The far-flung campaigning is made possible by the state's sleepy congressional contests this year. Few of Maryland's incumbents face experienced, well-financed challengers, and none are expected to lose.

Rep. Elijah E. Cummings — the Baltimore Democrat who won his ninth full term in 2012 with nearly 77 percent of the vote — spoke at an event in North Carolina last month to energize black voters for Sen. Kay Hagan, who is locked in one of the nation's most contested races.


"In states like North Carolina and Louisiana, as well as Maryland, African-American voters have the power to make the outcome a good one for all Americans," Cummings said. "I will make that case wherever my voice is needed."

Cummings will face Republican Corrogan R. Vaughn in November.
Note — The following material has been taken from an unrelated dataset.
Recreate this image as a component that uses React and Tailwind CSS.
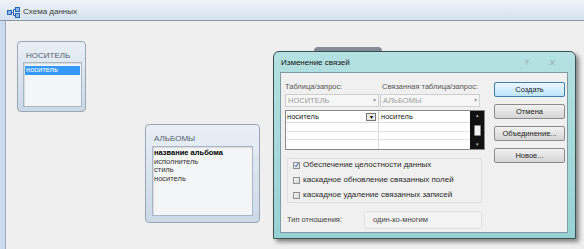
import React from "react";

// Access-like "Схема данных" window with the "Изменение связей" dialog on top

const AppIcon = () => (
  <svg width="13" height="11" viewBox="0 0 13 11">
    <rect x="0.5" y="3.5" width="4" height="4" fill="#8fb8e8" stroke="#2a64b4" />
    <rect x="8.5" y="0.5" width="4" height="4" fill="#8fb8e8" stroke="#2a64b4" />
    <rect x="8.5" y="6.5" width="4" height="4" fill="#8fb8e8" stroke="#2a64b4" />
    <path d="M4.5 5.5H6.5V2.5H8.5M6.5 5.5V8.5H8.5" fill="none" stroke="#2a64b4" />
  </svg>
);

const TableNode = ({ title, fields, selected, bold, className, listClass }) => (
  <div
    className={`absolute flex flex-col rounded-[4px] border border-[#9aa6b3] bg-gradient-to-b from-[#e9eff6] to-[#cbd9e7] ${className}`}
  >
    <div className="flex h-[19px] items-end pl-[8px] text-[8px] leading-[10px] text-[#556070]">{title}</div>
    <div
      className={`flex flex-col border border-[#aab6c3] bg-[#f4f5f7] pt-[2px] shadow-[inset_1px_1px_1px_rgba(0,0,0,0.12)] ${listClass}`}
    >
      {fields.map((f, i) => (
        <div
          key={f}
          className={`h-[8.5px] whitespace-nowrap pl-[1px] text-[7.5px] leading-[8.5px] ${
            selected === i ? "bg-[#3399ff] text-white" : "text-[#333]"
          } ${bold === i ? "font-bold text-black" : ""}`}
        >
          {f}
        </div>
      ))}
    </div>
  </div>
);

const Combo = ({ label, className }) => (
  <div
    className={`flex h-[13px] items-center justify-between border border-[#cfcfcf] bg-[#f6f6f6] pl-[2px] pr-[2px] text-[7.5px] text-[#9a9a9a] ${className}`}
  >
    <span>{label}</span>
    <span className="text-[6px] text-[#999]">▾</span>
  </div>
);

const Check = ({ checked, label }) => (
  <div className="flex h-[12px] items-center gap-[3px] pl-[5px]">
    <div className="flex h-[7px] w-[7px] items-center justify-center border border-[#8e8f8f] bg-gradient-to-br from-[#f4f4f4] to-[#dcdcdc]">
      {checked && (
        <svg width="6" height="6" viewBox="0 0 6 6">
          <path d="M0.8 3.2L2.3 4.8L5.3 0.8" fill="none" stroke="#2b55a8" strokeWidth="1.2" />
        </svg>
      )}
    </div>
    <span className="text-[8px] leading-[10px] text-[#2a2a2a]">{label}</span>
  </div>
);

const Btn = ({ children, active }) => (
  <div
    className={`flex h-[15px] w-[71px] items-center justify-center rounded-[2px] border text-[7.5px] text-[#222] ${
      active
        ? "border-[#3c7fb1] bg-gradient-to-b from-[#eaf6fd] to-[#bee6fd]"
        : "border-[#8b8b8b] bg-gradient-to-b from-[#f2f2f2] to-[#d5d5d5]"
    }`}
  >
    {children}
  </div>
);

export default function App() {
  return (
    <div className="relative flex h-[249px] w-[584px] flex-col overflow-hidden bg-[#c9d9ec] font-['Liberation_Sans',Arial,sans-serif]">
      <div className="flex h-[21px] shrink-0 items-center gap-[3px] border-b border-[#8c98a6] bg-gradient-to-b from-[#eef2f7] to-[#d6e2ef] pl-[7px] pt-[4px]">
        <AppIcon />
        <span className="text-[8px] text-[#3a3a3a]">Схема данных</span>
      </div>
      <div className="flex flex-1">
        <div className="w-[6px] shrink-0 border-r border-[#9aa7b6] bg-[#cbdcee]" />
        <div className="relative flex-1 bg-[#efefef]">
          <TableNode
            title="НОСИТЕЛЬ"
            fields={["носитель"]}
            selected={0}
            className="left-[11px] top-[20px] h-[71px] w-[69px]"
            listClass="ml-[5px] mt-[1px] h-[45px] w-[59px] px-[1px] pt-[3px]"
          />
          <TableNode
            title="АЛЬБОМЫ"
            fields={["название альбома", "исполнитель", "стиль", "носитель"]}
            bold={0}
            className="left-[139px] top-[103px] h-[99px] w-[115px]"
            listClass="ml-[6px] mt-[2px] h-[70px] w-[101px]"
          />
          <div className="absolute left-[308px] top-[26px] h-[80px] w-[68px] rounded-[4px] border-t-[4px] border-[#858d97] bg-[#dfe7ef]" />

          {/* relationship dialog */}
          <div className="absolute left-[267px] top-[30px] flex h-[188px] w-[303px] flex-col rounded-t-[6px] border border-[#3e5055] bg-gradient-to-b from-[#b4e1e1] to-[#97d2d3] shadow-[3px_3px_4px_rgba(0,0,0,0.45)]">
            <div className="flex h-[20px] shrink-0 items-center justify-between pl-[7px] pr-[20px]">
              <span className="pt-[2px] text-[8px] text-[#111]">Изменение связей</span>
              <div className="flex items-center gap-[21px] pt-[1px] text-[8px] text-[#8aa0a0]">
                <span>?</span>
                <span>X</span>
              </div>
            </div>
            <div className="ml-[6px] flex h-[161px] w-[288px] border border-[#7d9ca2] bg-[#f0f0f0] pl-[4px] pt-[9px]">
              <div className="flex w-[200px] flex-col">
                <div className="flex h-[10px] text-[7.5px] leading-[10px] text-[#555]">
                  <span className="w-[97px]">Таблица/запрос:</span>
                  <span>Связанная таблица/запрос:</span>
                </div>
                <div className="mt-[2px] flex gap-[1px]">
                  <Combo label="НОСИТЕЛЬ" className="w-[94px]" />
                  <Combo label="АЛЬБОМЫ" className="w-[100px]" />
                </div>
                <div className="mt-[3px] flex h-[40px] border border-[#8a8a8a] bg-white">
                  <div className="flex flex-1 flex-col">
                    <div className="flex h-[12px] border-b border-[#dcdcdc]">
                      <div className="flex w-[93px] items-center justify-between border-r border-[#cfcfcf] pl-[1px] pr-[2px] text-[7.5px] text-[#222]">
                        <span>носитель</span>
                        <div className="flex h-[8px] w-[10px] items-center justify-center border border-[#777] bg-[#e8e8e8] text-[6px] leading-none text-black">
                          ▾
                        </div>
                      </div>
                      <div className="flex items-center pl-[2px] text-[7.5px] text-[#222]">носитель</div>
                    </div>
                    {[0, 1, 2].map((r) => (
                      <div key={r} className="flex h-[9.5px] border-b border-[#e2e2e2] last:border-b-0">
                        <div className="w-[93px] border-r border-[#dcdcdc]" />
                      </div>
                    ))}
                  </div>
                  <div className="flex w-[14px] flex-col items-center justify-between bg-[#111] py-[2px] text-[5px] leading-none text-[#bbb]">
                    <span>▴</span>
                    <div className="h-[11px] w-[7px] rounded-[1px] border border-[#888] bg-[#f2f2f2]" />
                    <span>▾</span>
                  </div>
                </div>
                <div className="ml-[2px] mt-[8px] flex h-[45px] w-[195px] flex-col gap-[3px] rounded-[2px] border border-[#dedede]">
                  <Check checked label="Обеспечение целостности данных" />
                  <Check label="каскадное обновление связанных полей" />
                  <Check label="каскадное удаление связанных записей" />
                </div>
                <div className="ml-[2px] mt-[8px] flex h-[18px] items-center">
                  <span className="w-[77px] text-[7.5px] text-[#444]">Тип отношения:</span>
                  <div className="flex h-[18px] w-[118px] items-center rounded-[2px] border border-[#e0e0e0] bg-[#f3f3f3] pl-[8px] text-[7.5px] text-[#444]">
                    один-ко-многим
                  </div>
                </div>
              </div>
              <div className="ml-[9px] flex flex-col gap-[7px]">
                <Btn active>Создать</Btn>
                <Btn>Отмена</Btn>
                <Btn>Объединение...</Btn>
                <Btn>Новое...</Btn>
              </div>
            </div>
          </div>
        </div>
      </div>
    </div>
  );
}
The Baltimore County man captured 179 votes in his write-in bid for governor four years ago and came in eighth in the GOP Senate primary in 2012.

Rep. Steny Hoyer rose to his position as No. 2 Democrat in the House more than a decade ago largely on his cross-country campaigning and fundraising for his colleagues. This month alone, the Southern Maryland lawmaker has traveled on behalf of 10 candidates from California to North Carolina.
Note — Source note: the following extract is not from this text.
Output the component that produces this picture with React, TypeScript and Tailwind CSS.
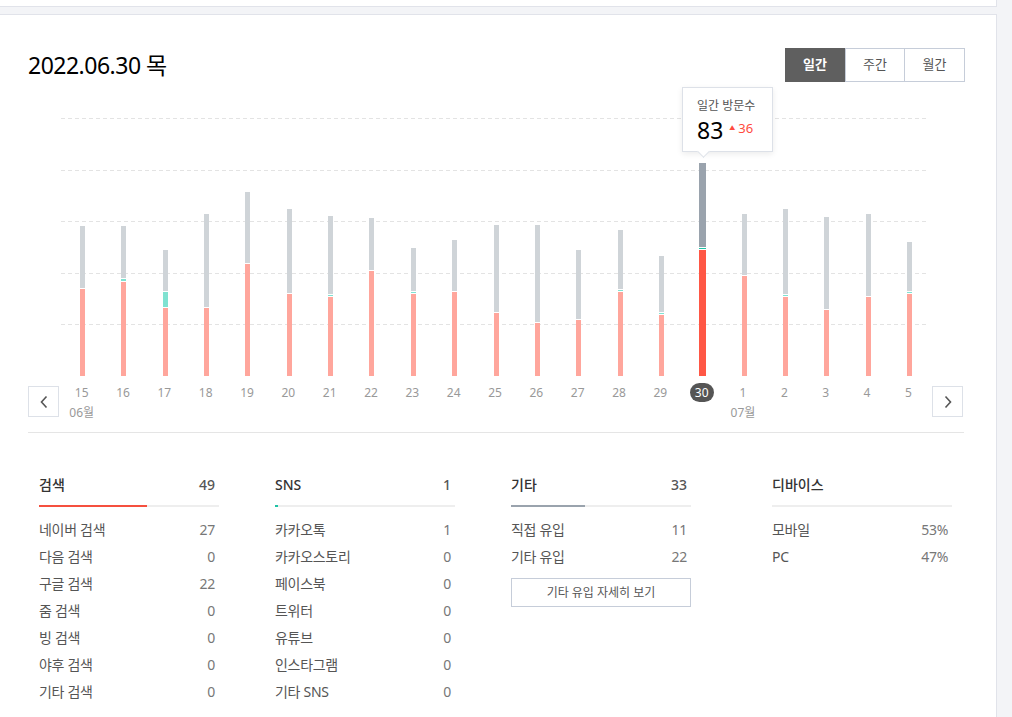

Hoyer headlined a fundraiser last week for Rep. John Garamendi, a California Democrat in a competitive race near Sacramento.

"Clearly, when a leader of the Democratic Party is in town, it's a draw for potential donors," Garamendi said. "We had a successful event."
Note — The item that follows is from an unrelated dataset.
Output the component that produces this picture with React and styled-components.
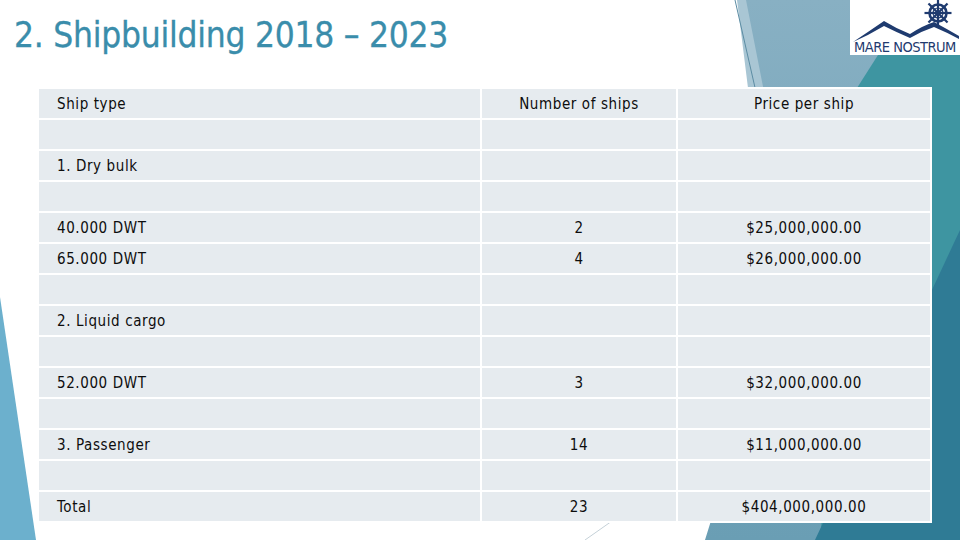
import React from 'react';
import styled, { createGlobalStyle } from 'styled-components';

const rows = [
  ['Ship type', 'Number of ships', 'Price per ship'],
  ['', '', ''],
  ['1. Dry bulk', '', ''],
  ['', '', ''],
  ['40.000 DWT', '2', '$25,000,000.00'],
  ['65.000 DWT', '4', '$26,000,000.00'],
  ['', '', ''],
  ['2. Liquid cargo', '', ''],
  ['', '', ''],
  ['52.000 DWT', '3', '$32,000,000.00'],
  ['', '', ''],
  ['3. Passenger', '14', '$11,000,000.00'],
  ['', '', ''],
  ['Total', '23', '$404,000,000.00'],
];

const Backdrop = () => (
  <BackdropSvg viewBox="0 0 960 540" width="960" height="540">
    <defs>
      <linearGradient id="greyBlue" x1="0" y1="0" x2="0" y2="1">
        <stop offset="0" stopColor="#88b0c3" />
        <stop offset="1" stopColor="#6a9eb4" />
      </linearGradient>
    </defs>
    <polygon points="0,297 36,540 0,540" fill="#6cb0cd" />
    <polygon points="737,0 752,0 790,200 762,200" fill="#a9c6d4" />
    <polygon points="746,0 960,0 960,540 705,540 795,250" fill="url(#greyBlue)" />
    <polygon points="913,0 960,0 960,540 820,540 857,88" fill="#3e95a1" />
    <polygon points="960,230 960,540 815,540" fill="#2f7b95" />
    <line x1="735" y1="0" x2="756" y2="92" stroke="#5c8ca3" strokeWidth="1" />
    <line x1="585" y1="540" x2="612" y2="521" stroke="#c5d1d8" strokeWidth="1" />
  </BackdropSvg>
);

const Wheel = () => (
  <svg width="30" height="30" viewBox="-15 -15 30 30">
    {[0, 45, 90, 135].map((a) => (
      <line
        key={a}
        x1="-13.5"
        y1="0"
        x2="13.5"
        y2="0"
        stroke="#1f3b6f"
        strokeWidth="2.2"
        transform={`rotate(${a})`}
      />
    ))}
    <circle r="8.5" fill="none" stroke="#1f3b6f" strokeWidth="2.6" />
    <circle r="5" fill="none" stroke="#1f3b6f" strokeWidth="1.2" />
    <circle r="2.4" fill="#1f3b6f" />
  </svg>
);

const Logo = () => (
  <LogoBox>
    <WheelSpot>
      <Wheel />
    </WheelSpot>
    <svg width="110" height="42" viewBox="850 0 110 42">
      <path
        d="M853,42 Q868,32 884,21 Q897,29 910,34 Q922,26 934,22 Q947,29 959,36 L959,39 Q946,32 934,27 Q922,31 910,38 Q896,32 884,26 Q869,35 853,42 Z"
        fill="#1f3b6f"
      />
    </svg>
    <LogoText>MARE NOSTRUM</LogoText>
  </LogoBox>
);

export default function App() {
  return (
    <>
      <GlobalStyle />
      <Slide>
        <Backdrop />
        <Header>
          <Title>2. Shipbuilding 2018 – 2023</Title>
          <Logo />
        </Header>
        <Table>
          {rows.map((row, i) =>
            row.map((text, j) => (
              <Cell key={`${i}-${j}`} $align={j === 0 ? 'left' : 'center'}>
                {text}
              </Cell>
            ))
          )}
        </Table>
      </Slide>
    </>
  );
}

const GlobalStyle = createGlobalStyle`
  html, body {
    margin: 0;
    padding: 0;
    background: #ffffff;
  }
`;

const Slide = styled.div`
  position: relative;
  width: 960px;
  height: 540px;
  overflow: hidden;
  background: #ffffff;
  font-family: "DejaVu Sans Condensed", "DejaVu Sans", sans-serif;
`;

const BackdropSvg = styled.svg`
  position: absolute;
  top: 0;
  left: 0;
  z-index: 0;
`;

const Header = styled.div`
  position: relative;
  z-index: 1;
  display: flex;
  justify-content: space-between;
  align-items: flex-start;
  height: 87px;
`;

const Title = styled.h1`
  margin: 0;
  padding: 15px 0 0 14px;
  font-family: "DejaVu Sans Condensed", "DejaVu Sans", sans-serif;
  font-weight: normal;
  font-size: 35px;
  line-height: 40px;
  color: #3a8dab;
  letter-spacing: -0.25px;
  -webkit-text-stroke: 0.3px #3a8dab;
`;

const LogoBox = styled.div`
  position: relative;
  width: 110px;
  height: 55px;
  background: #ffffff;
  display: flex;
  flex-direction: column;
  align-items: center;
`;

const WheelSpot = styled.div`
  position: absolute;
  top: -2px;
  right: 7px;
`;

const LogoText = styled.div`
  margin-top: -1px;
  font-family: "DejaVu Sans Condensed", "DejaVu Sans", sans-serif;
  font-size: 14.5px;
  line-height: 13px;
  color: #1f3b6f;
  letter-spacing: -0.5px;
  white-space: nowrap;
`;

const Table = styled.div`
  position: relative;
  z-index: 1;
  margin-left: 37px;
  width: 891px;
  display: grid;
  grid-template-columns: 441px 194px 252px;
  grid-auto-rows: 29px;
  gap: 2px;
  padding: 2px;
  background: #ffffff;
`;

const Cell = styled.div`
  display: flex;
  align-items: center;
  justify-content: ${(p) => (p.$align === 'left' ? 'flex-start' : 'center')};
  padding-left: ${(p) => (p.$align === 'left' ? '18px' : '0')};
  background: #e6ebef;
  font-size: 15px;
  letter-spacing: 0.6px;
  color: #0d0d0d;
  white-space: nowrap;
`;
Four days later, Hoyer was campaigning with Democrat John Lewis, who is running for the open at-large House seat in Montana.

Hoyer, who is both the longest-serving and highest-ranking House member in state history, won re-election with more than 69 percent of the vote in 2012. His challenger this year is Republican Chris Chaffee, who lost the GOP primary for the seat four years ago.

Republicans, hoping to capitalize on Obama's low approval ratings, are angling to pick up the six seats they need to control the Senate for the first time since 2006. In addition to Hagan, Democrats are defending at-risk incumbents in Louisiana, Arkansas and Alaska, and trying to hold on to open seats in West Virginia, Montana and South Dakota.


In the House, independent analysts predict the GOP may gain a handful of new members.

Donald F. Norris, chairman of the public policy department at the University of Maryland, Baltimore County, said visits from out-of-state lawmakers can have an impact on a close contest. When a nationally prominent lawmaker such as Hoyer or Cummings shows up, it sends a signal to donors, volunteers and voters that the party takes the candidate seriously.

"It shows that the party cares enough to send some big names, whether or not voters know who they are," Norris said.

Trips also build goodwill and loyalty for the lawmaker who does the traveling. Gov. Martin O'Malley, who is considering a run for president in 2016, has been campaigning for candidates in other states ahead of the midterm elections and is now dispatching political staff to Iowa and New Hampshire.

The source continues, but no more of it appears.